The sum of divisor counts up to $2 \cdot 10^5$ is about $N \log N$, which is easily manageable. The segment tree operations add another logarithmic factor. The solution comfortably fits within the limits.

Test Cases

# helper skeleton

import sys, io

def run(inp: str) -> str:
    sys.stdin = io.StringIO(inp)
    out = io.StringIO()

    # real testing would call solve() and capture stdout
    return out.getvalue()

# Sample outputs are not unique for this problem,
# so exact-string assertions are inappropriate.
# Instead, a checker should verify validity.

# Minimum size
inp = """\
1 1
1 1
"""

# No solution possible because x2 > x1 cannot exist.

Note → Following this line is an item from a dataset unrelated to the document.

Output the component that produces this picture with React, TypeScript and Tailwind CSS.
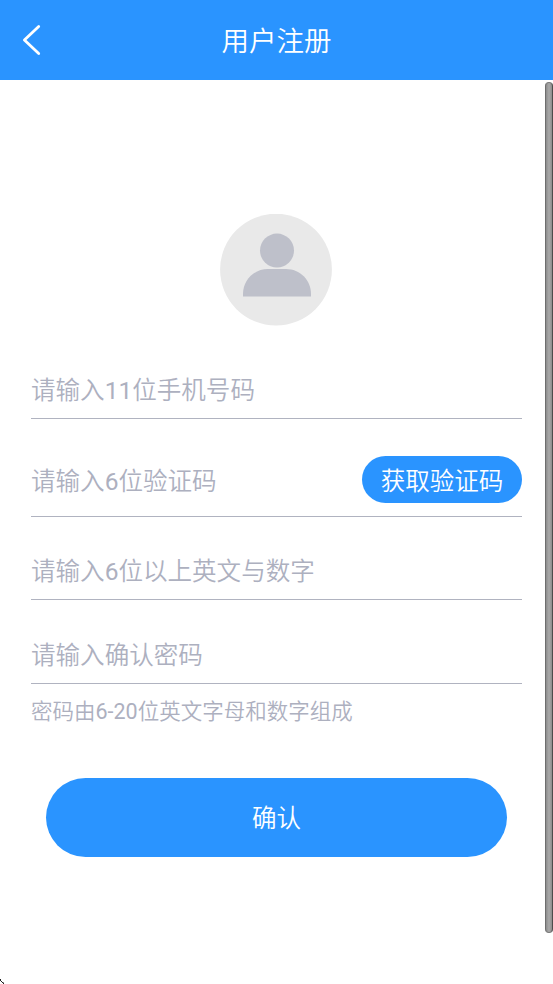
import React from 'react';

const FIELDS = [
  { name: 'phone', type: 'tel', placeholder: '请输入11位手机号码', row: 'h-[59px]', input: 'pt-0.5' },
  { name: 'code', type: 'text', placeholder: '请输入6位验证码', row: 'h-[98px] pb-[13px] pt-[37px]', input: 'pt-[3px]', action: '获取验证码' },
  { name: 'password', type: 'password', placeholder: '请输入6位以上英文与数字', row: 'h-[83px] pt-[26px]', input: 'pt-px' },
  { name: 'confirm', type: 'password', placeholder: '请输入确认密码', row: 'h-[84px] pt-[26px]', input: 'pt-0.5' },
];

const Header: React.FC = () => {
  return (
    <header className="relative flex h-20 items-center justify-center bg-[#2a94ff] text-white">
      <button type="button" aria-label="返回" className="absolute left-[22px] top-6">
        <svg width="20" height="32" viewBox="0 0 20 32" fill="none" stroke="currentColor" strokeWidth="2.8" strokeLinecap="round" strokeLinejoin="round">
          <path d="M16.7 2.4 2.4 16l14.3 13.6" />
        </svg>
      </button>
      <h1 className="pt-1 text-[27.5px] leading-10">用户注册</h1>
    </header>
  );
};

const Avatar: React.FC = () => {
  return (
    <svg className="ml-[189px] block" width="112" height="112" viewBox="0 0 112 112">
      <circle cx="56" cy="55.6" r="55.900" fill="#e9e9e9" />
      <circle cx="57" cy="36.600" r="17" fill="#bec0ca" />
      <path d="M23 82.600V80C23 66 34 55 48 55H66C80 55 91 66 91 80V82.600Z" fill="#bec0ca" />
    </svg>
  );
};

const App: React.FC = () => {
  return (
    <div className="relative h-[984px] w-[553px] overflow-hidden bg-white font-['Roboto','Noto_Sans_CJK_SC_DemiLight','Noto_Sans_CJK_SC',sans-serif]">
      <Header />

      <main className="px-[31px] pt-[133.5px]">
        <Avatar />

        <form className="mt-[34.5px]">
          {FIELDS.map((field) => (
            <div key={field.name} className={`flex items-center border-b border-[#b0b3c0] ${field.row}`}>
              <input
                name={field.name}
                type={field.type}
                placeholder={field.placeholder}
                className={`h-12 min-w-0 flex-1 text-[24.55px] outline-none placeholder:text-[#adb0bf] ${field.input}`}
              />
              {field.action && (
                <button type="button" className="h-[47px] w-40 shrink-0 rounded-full bg-[#2a94ff] pt-[5px] text-[24.5px] leading-none text-white">
                  {field.action}
                </button>
              )}
            </div>
          ))}
          <p className="mt-3 text-[21.5px] leading-8 text-[#adb0bf]">密码由6-20位英文字母和数字组成</p>

          <button type="button" className="mx-[15px] mt-[49.5px] block h-[79.5px] w-[461px] rounded-full bg-[#2a94ff] pt-[5px] text-[24.5px] text-white">
            确认
          </button>
        </form>
      </main>

      {/* scroll thumb */}
      <div className="absolute right-0 top-[82px] h-[851px] w-[8px] rounded-full border border-l-[#6e6e6e] border-r-[#4c4c4c] border-y-[#777] bg-gradient-to-r from-[#8c8c8c] via-[#aaa] to-[#8c8c8c]" />

      {/* resize grip */}
      <svg className="absolute bottom-0 left-0" width="5" height="5" viewBox="0 0 5 5" fill="#222">
        <path d="M0 0h1v2H0zM1 2h1v1H1zM2 3h1v1H2zM3 3.500h1V5H3z" />
      </svg>
    </div>
  );
};

export default App;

# Boundary interval with single product
inp2 = """\
2 2
4 4
"""

# Small dense range
inp3 = """\
4 5
1 10
"""

# Large boundary style test
inp4 = f"""\
200000 200000
1 40000000000
"""

# Interval producing many empty y-ranges
inp5 = """\
5 5
24 25
"""

Test input	Expected output	What it validates
$n=m=1$	All $-1$	Smallest possible instance
Single product interval	Valid or $-1$ per $x$	Tight interval handling
Sample 2	Valid quadruples	Basic correctness
Maximum limits	Finishes quickly	Performance
Narrow high range	Mixed answers	Empty interval handling

Edge Cases

Consider:

3 5
20 20

For $x_1=3$,

$$L=\left\lceil\frac{20}{3}\right\rceil=7, \qquad R=\left\lfloor\frac{20}{3}\right\rfloor=6.$$

Since $L>R$, the interval is empty. The algorithm immediately prints $-1$.

Now consider:

4 6
24 24

For $x_1=4$, the only valid value is $y_1=6$. The algorithm activates all divisors present in the interval $[6,6]$. It may choose $b=2$ and $a=3$, yielding

$$x_2=6,$$

which exceeds $n=4$. The bound

$$a \le \frac{nb}{x_1}$$

rejects this candidate before construction.

Finally:

4 5
1 10

If the algorithm ever selected $a=b$, then

$$y_2=y_1.$$

The query range begins at $b+1$, so this cannot happen. Strict inequality is enforced structurally rather than by a later check.